Before long, it became entirely too easy to imagine OUR OWN FAMILY… The realization of the kind of love I had forever dreamt of, and for too-long given up on.


It became too easy to know that February 10th, 2023 would forever be the best day of my life. It became too easy to plan the suspense of December 23rd. And it became the easiest thing in the world to look forward to September 7th, 2024…The day that my life and family will become complete.


The day that I will marry the love of my life… MY MISSING PUZZLE PIECE…


My best friend… My Beautiful… My Sue!


Sue's Version:


Our eyes met across a quiet coffee shop on a snowy February night. We were both alone, sipping lattes and - as fate would have it - each reading a weathered copy of Romeo and Juliet (just kidding, we met on Hinge).


Dan doesn't know this, but when we first planned to meet in person, I chickened out. I told him I had a last minute work trip to New York and postponed the first date. It wasn't personal, I just wasn't a good dater. I read too many novels about serial killers, I listened to too many true crime podcasts and, frankly, I liked my alone time. After multiple pep talks with friends (and sharing my location with several of them), Dan and I got the first date back on the calendar.


As I was driving to the parking garage in Assembly Row, I passed a man I knew instantly was Dan - he was staring at a directory, scratching his head, trying to figure out how to get to our meeting spot. He also wasn't wearing a winter jacket. It was February. In Massachusetts. This was a man who had clearly lived in LA for 10 years.


Once we met (and, I think, shook hands(?)), we headed to the bar for a couple of drinks. The conversation was beyond natural - we had way too much in common...books, politics, podcasts - it just felt right. You know what didn't feel right? The high fives. There were a lot of them. Like...a lot. But I just chalked it up to him being nervous.


As we finished our second drink, he asked if I wanted another one.
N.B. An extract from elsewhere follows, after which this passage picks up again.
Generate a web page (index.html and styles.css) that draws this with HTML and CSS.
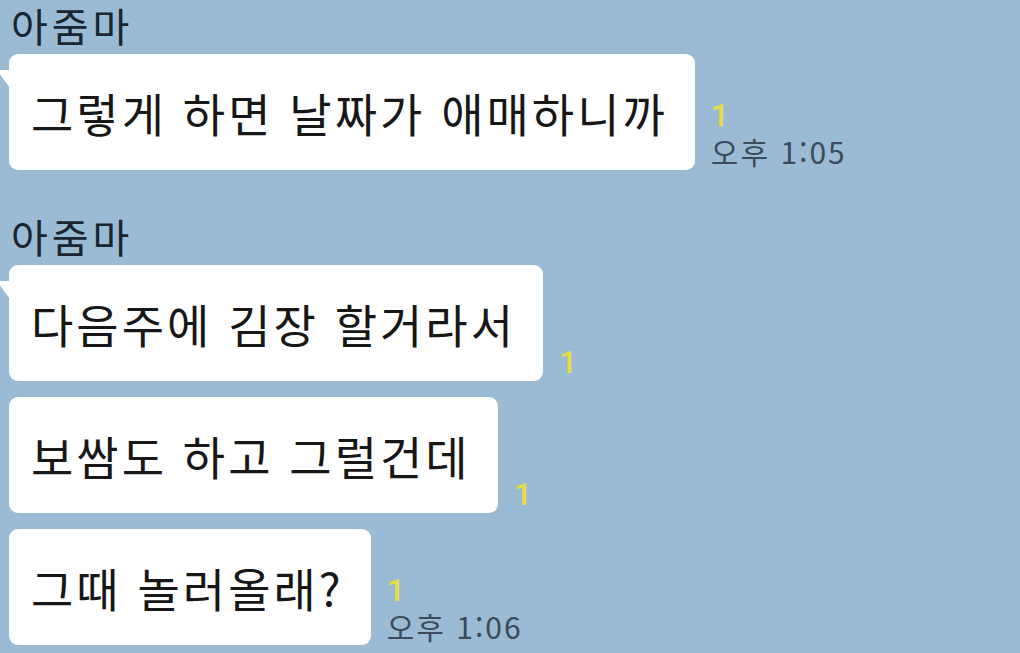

The date was going as well as possible, so of course I said no (too many true crime podcasts) and told him I needed to get home to my dog (an excuse I use to get out of literally everything). We ended the night with a hug (something I don't just GIVE out) and headed our separate ways to our cars.


I assumed I wouldn't hear from him for another 2-3 days. I was wrong. As I was pulling into my driveway after the date, my phone pinged. Apparently, Dan had lost his car. It had been 30 minutes since I left him and he was still wandering around the garage looking for his car. It took another 20 minutes before he found it and then another 35 minutes before he texted that he was home. For some reason, I found this truly adorable.


From there, the pieces just fell into place - Dan and I could talk for hours about anything. He feigned interest when I explained Bravo shows and humored me when I told him I'd never seen "Goodfellas" or "Heat." It was so easy to be together and I was on the cusp of realizing my dream - finding a partner who can sit quietly next to me and read on the couch.


Of course Clementine fell in love with him before I did - the relationship between Dan and Clem is so pure that I'm honestly a bit jealous. Clem has never greeted me with the same excitement as she does Dan (seriously) and she's never once cuddled with me the way she cuddles with Dan (no, it's cool, I'm not mad).


Dan is truly one of the kindest and most genuine people I've ever met. He would do anything to help out a friend or family. While his jokes don't always hit the mark, the zest and energy in which he delivers them is beyond endearing. He will spend 5 hours baking fresh bread and preparing a coursed meal before realizing that he really just wants popcorn for dinner. He makes the bed with such military precision, its awe inspiring. When he chuckles, it's one of my absolute favorite sounds in the world. He is my everything and I'm so excited to start my life with him.